В.Л.: Вы знаете, с каждым годом все труднее просто жить — похмелья тяжелее, спина побаливает, и от штанги локти хрустят. Годам к 90, говорят, вообще придется тяжко. Возможно, придется даже умереть. Как выкручиваюсь? Я человек аскетичный, суровый и немногословный. Я даже не разговариваю ни с кем. В Молдавии — не с кем; в мире - Ганди умер, а премьер Путин все время занят. Поэтому у меня остается время на то, чтобы писать книги. Да, я получаю какие-то деньги за них и изредка за переводы - когда больше, когда меньше, в целом немного. Но я не рассматриваю литературу как средство заработка. Я в любом случае буду писать книги, потому что это для меня просто-напросто средство вдохнуть и выдохнуть. Представьте, что вам иногда платят за то, что вы дышите. Вы же не перестанете дышать, если вдруг с финансированием приключатся проблемы, правда? Вообще, я понимаю смысл вашего вопроса. Но я в любом случае крайне отрицательно отношусь к популярной сейчас в России идее вернуться к советской системе, при которой литература — профессия, с домами отдыха, профсоюзами, съездами, совещаниями молодых писателей и т.п. Вся эта азиатчина просто-напросто не эффективна. СССР не дал миру великих писателей. Все, что было до 40-хх-50-хх годов — просто остатки русской культуры, и даже Шолохов (как ни крути, человек как личность сформировался в России, а не СССР). Так зачем устраивать это гуманитарное «сколково»? Ради имитации? Нет уж, пусть лучше работают и пишут в свободное время, если так хочется.

РЖ: Часто ли Вы бываете в России? Какие впечатления?

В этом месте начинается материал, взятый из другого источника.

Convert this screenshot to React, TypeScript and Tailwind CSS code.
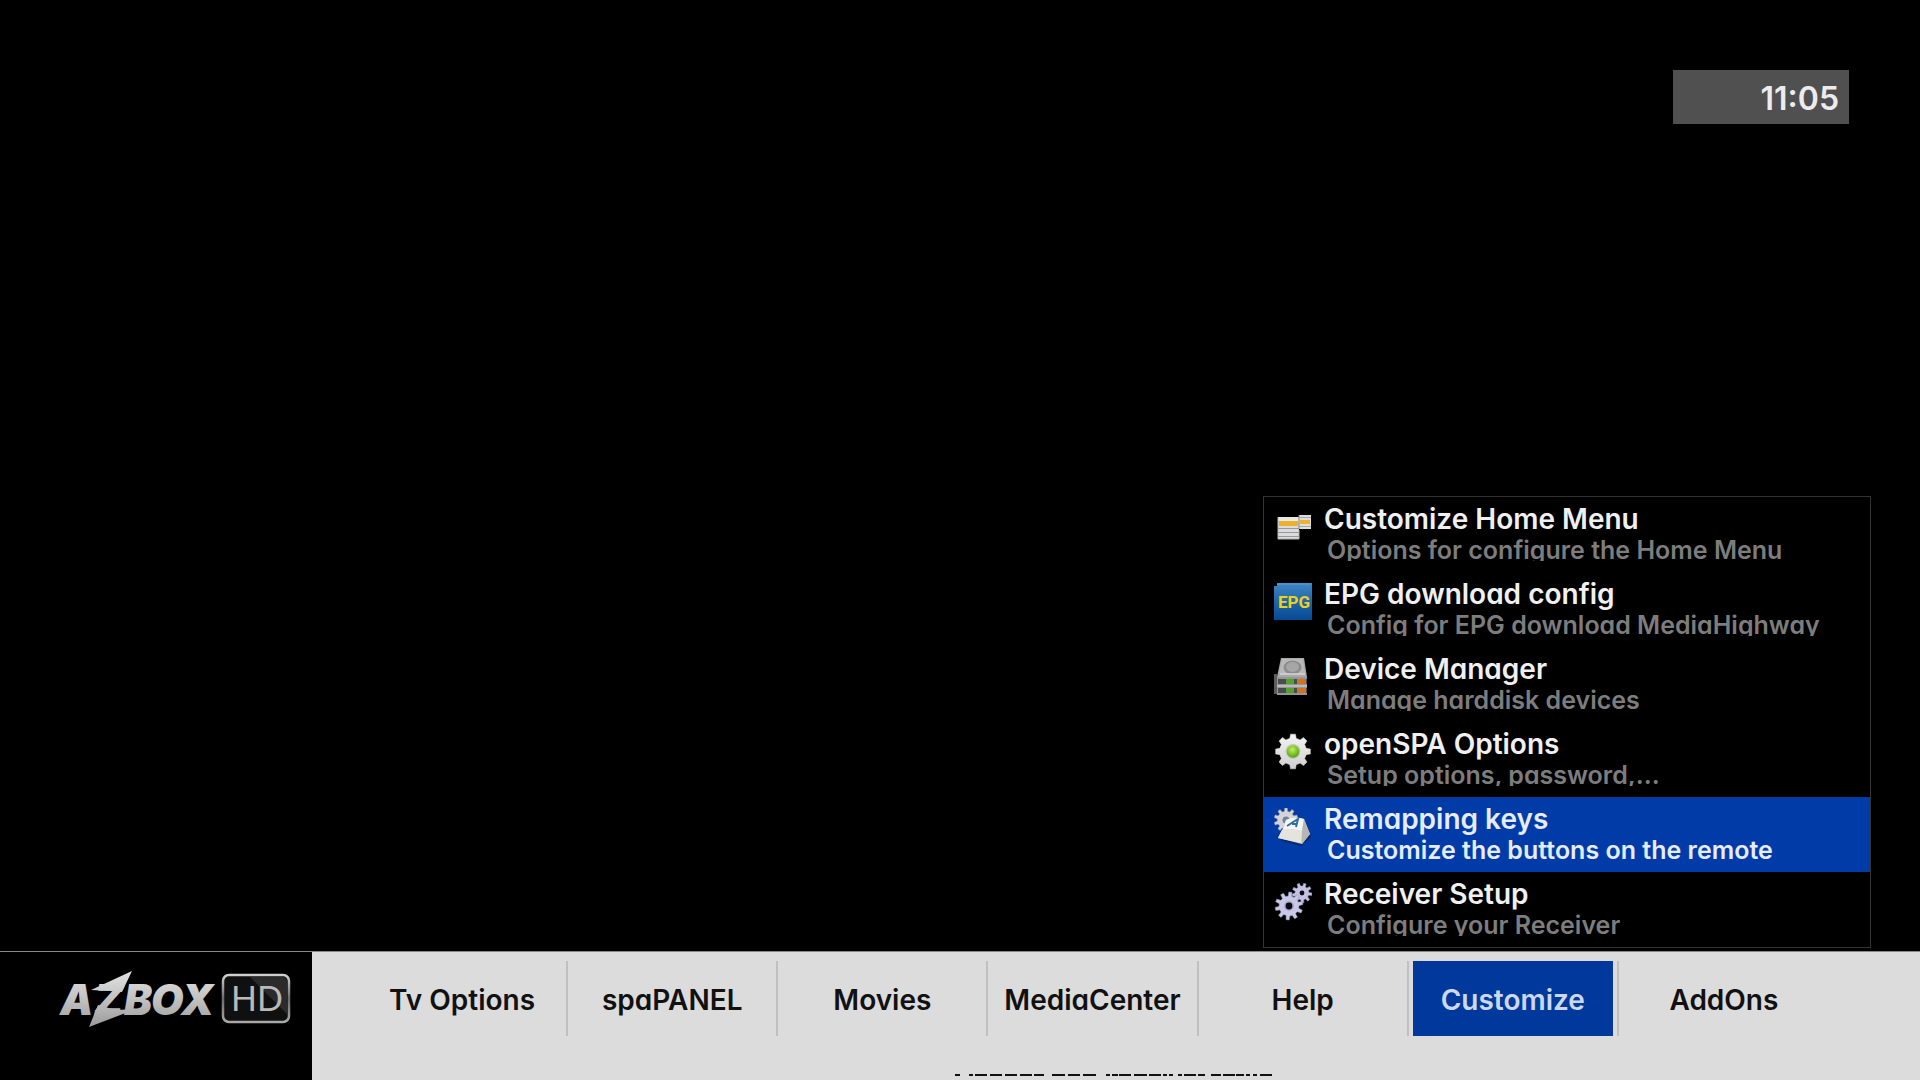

В.Л.: Периодически. Я буржуазный писатель, а не трибун из «новых реалистов», поэтому путешествую за свой счет, а не ФАП-овский. Жизнь как жизнь. Москва замечательный город, мегаполис, мне нравится, для человека без семьи — самое то. У меня семья, поэтому — нет. Вообще, думаю, нет смысла говорить о каких-то особых различиях в современном мире. Греция, Киргизия, Турция, Молдавия, Россия, Италия, Аргентина, Канада, Норвегия — все везде примерно одно и то же (я не об уровне жизни). Различия скорее проходят не между странами, а между понятиями «город» и «сельская местность». В этом смысле Кишинев, к сожалению, деградировал. А крупные российские города — нет. С чем я вас и поздравляю.